Start of SUPPLIED DATA
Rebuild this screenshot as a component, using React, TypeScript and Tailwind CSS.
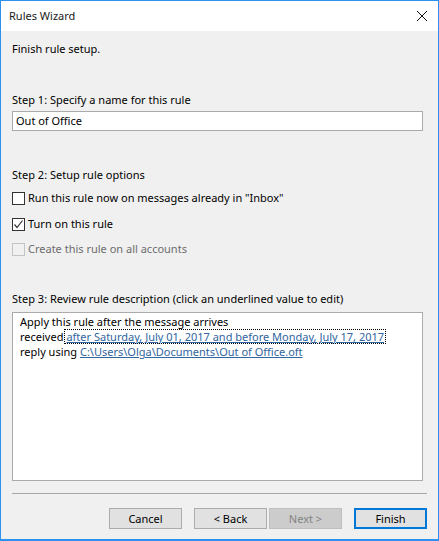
export default function App() {
  return (
    <div className="w-[439px] h-[541px] flex flex-col border border-[#2b90f0] border-b-2 bg-[#f0f0f0] text-[11px] leading-[16px] text-black font-['Noto_Sans',sans-serif] overflow-hidden">
      <div className="h-[30px] shrink-0 bg-white flex items-center justify-between pl-[8px] pr-[9px]">
        <span className="text-[#1a1a1a]">Rules Wizard</span>
        <svg width="12" height="12" viewBox="0 0 12 12" className="mr-[1px]">
          <path d="M1 1 L11 11 M11 1 L1 11" stroke="#111" strokeWidth="1" fill="none" />
        </svg>
      </div>
      <div className="flex-1 flex flex-col pl-[11px] pr-[11px]">
        <div className="mt-[10px] h-[16px]">Finish rule setup.</div>
        <div className="mt-[35px] h-[16px]">Step 1: Specify a name for this rule</div>
        <div className="mt-[3px] mr-[4px] h-[20px] border border-[#ababab] bg-white pl-[3px] leading-[17px]">Out of Office</div>
        <div className="mt-[36px] h-[16px]">Step 2: Setup rule options</div>
        <div className="mt-[7px] h-[16px] flex items-center gap-[3px]">
          <span className="w-[13px] h-[13px] border border-[#333] bg-white shrink-0" />
          <span>Run this rule now on messages already in "Inbox"</span>
        </div>
        <div className="mt-[10px] h-[16px] flex items-center gap-[3px]">
          <span className="w-[13px] h-[13px] border border-[#333] bg-white shrink-0 flex items-center justify-center">
            <svg width="11" height="11" viewBox="0 0 11 11"><path d="M1.5 5.5 L4 8.5 L9.5 1.5" stroke="#333" strokeWidth="1.2" fill="none" /></svg>
          </span>
          <span>Turn on this rule</span>
        </div>
        <div className="mt-[9px] h-[16px] flex items-center gap-[3px] text-[#6d6d6d]">
          <span className="w-[13px] h-[13px] border border-[#c4c4c4] bg-[#f0f0f0] shrink-0" />
          <span>Create this rule on all accounts</span>
        </div>
        <div className="mt-[34px] h-[16px]">Step 3: Review rule description (click an underlined value to edit)</div>
        <div className="mt-[5px] mr-[4px] h-[169px] border border-[#ababab] bg-white pl-[7px] pt-[1px] leading-[15px]">
          <div>Apply this rule after the message arrives</div>
          <div className="flex">
            <span>received</span>
            <span className="ml-[1px] pl-[2px] pr-[2px] outline-1 outline-dotted outline-black -outline-offset-1 text-[#2f65a0] underline">after Saturday, July 01, 2017 and before Monday, July 17, 2017</span>
          </div>
          <div>reply using <span className="text-[#2f65a0] underline">C:\Users\Olga\Documents\Out of Office.oft</span></div>
        </div>
        <div className="mt-[12px] h-[1px] bg-[#a8a8a8]" />
        <div className="mt-[14px] flex justify-end">
          <button className="w-[73px] h-[21px] border border-[#acacac] bg-[#e1e1e1] leading-none">Cancel</button>
          <button className="ml-[12px] w-[73px] h-[21px] border border-[#acacac] bg-[#e1e1e1] leading-none">&lt; Back</button>
          <button className="ml-[2px] w-[73px] h-[21px] border border-[#bfbfbf] bg-[#cccccc] text-[#838383] leading-none">Next &gt;</button>
          <button className="ml-[12px] w-[73px] h-[21px] border-2 border-[#0078d7] bg-[#e1e1e1] leading-none">Finish</button>
        </div>
      </div>
    </div>
  );
}
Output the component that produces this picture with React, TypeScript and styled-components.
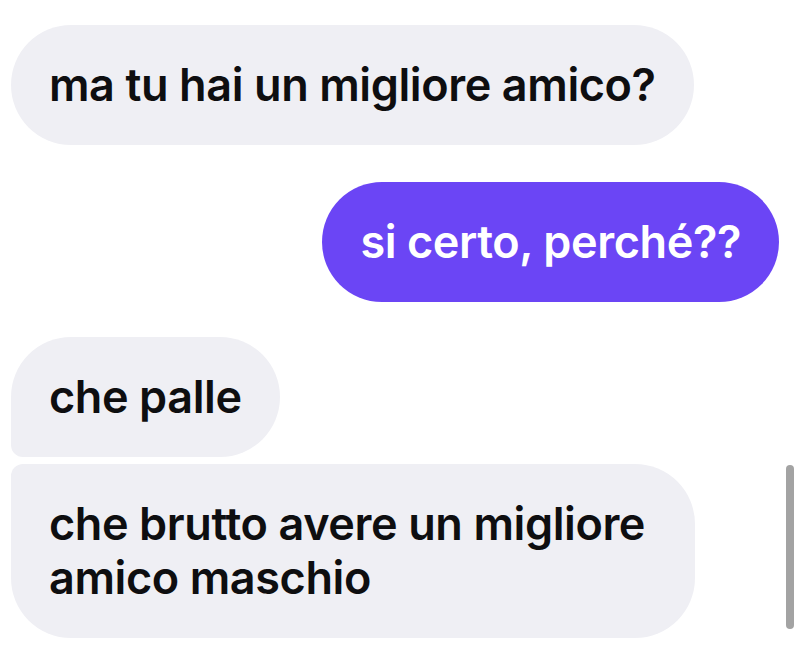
End of SUPPLIED DATA
**WORK TO COMPLETE:**
Copy each line exactly, and leave the pictures out of your copy.

**WRITTEN RESPONSE:**
Rebuild this screenshot as a component, using React, TypeScript and Tailwind CSS.
export default function App() {
  return (
    <div className="w-[439px] h-[541px] flex flex-col border border-[#2b90f0] border-b-2 bg-[#f0f0f0] text-[11px] leading-[16px] text-black font-['Noto_Sans',sans-serif] overflow-hidden">
      <div className="h-[30px] shrink-0 bg-white flex items-center justify-between pl-[8px] pr-[9px]">
        <span className="text-[#1a1a1a]">Rules Wizard</span>
        <svg width="12" height="12" viewBox="0 0 12 12" className="mr-[1px]">
          <path d="M1 1 L11 11 M11 1 L1 11" stroke="#111" strokeWidth="1" fill="none" />
        </svg>
      </div>
      <div className="flex-1 flex flex-col pl-[11px] pr-[11px]">
        <div className="mt-[10px] h-[16px]">Finish rule setup.</div>
        <div className="mt-[35px] h-[16px]">Step 1: Specify a name for this rule</div>
        <div className="mt-[3px] mr-[4px] h-[20px] border border-[#ababab] bg-white pl-[3px] leading-[17px]">Out of Office</div>
        <div className="mt-[36px] h-[16px]">Step 2: Setup rule options</div>
        <div className="mt-[7px] h-[16px] flex items-center gap-[3px]">
          <span className="w-[13px] h-[13px] border border-[#333] bg-white shrink-0" />
          <span>Run this rule now on messages already in "Inbox"</span>
        </div>
        <div className="mt-[10px] h-[16px] flex items-center gap-[3px]">
          <span className="w-[13px] h-[13px] border border-[#333] bg-white shrink-0 flex items-center justify-center">
            <svg width="11" height="11" viewBox="0 0 11 11"><path d="M1.5 5.5 L4 8.5 L9.5 1.5" stroke="#333" strokeWidth="1.2" fill="none" /></svg>
          </span>
          <span>Turn on this rule</span>
        </div>
        <div className="mt-[9px] h-[16px] flex items-center gap-[3px] text-[#6d6d6d]">
          <span className="w-[13px] h-[13px] border border-[#c4c4c4] bg-[#f0f0f0] shrink-0" />
          <span>Create this rule on all accounts</span>
        </div>
        <div className="mt-[34px] h-[16px]">Step 3: Review rule description (click an underlined value to edit)</div>
        <div className="mt-[5px] mr-[4px] h-[169px] border border-[#ababab] bg-white pl-[7px] pt-[1px] leading-[15px]">
          <div>Apply this rule after the message arrives</div>
          <div className="flex">
            <span>received</span>
            <span className="ml-[1px] pl-[2px] pr-[2px] outline-1 outline-dotted outline-black -outline-offset-1 text-[#2f65a0] underline">after Saturday, July 01, 2017 and before Monday, July 17, 2017</span>
          </div>
          <div>reply using <span className="text-[#2f65a0] underline">C:\Users\Olga\Documents\Out of Office.oft</span></div>
        </div>
        <div className="mt-[12px] h-[1px] bg-[#a8a8a8]" />
        <div className="mt-[14px] flex justify-end">
          <button className="w-[73px] h-[21px] border border-[#acacac] bg-[#e1e1e1] leading-none">Cancel</button>
          <button className="ml-[12px] w-[73px] h-[21px] border border-[#acacac] bg-[#e1e1e1] leading-none">&lt; Back</button>
          <button className="ml-[2px] w-[73px] h-[21px] border border-[#bfbfbf] bg-[#cccccc] text-[#838383] leading-none">Next &gt;</button>
          <button className="ml-[12px] w-[73px] h-[21px] border-2 border-[#0078d7] bg-[#e1e1e1] leading-none">Finish</button>
        </div>
      </div>
    </div>
  );
}
Output the component that produces this picture with React, TypeScript and styled-components.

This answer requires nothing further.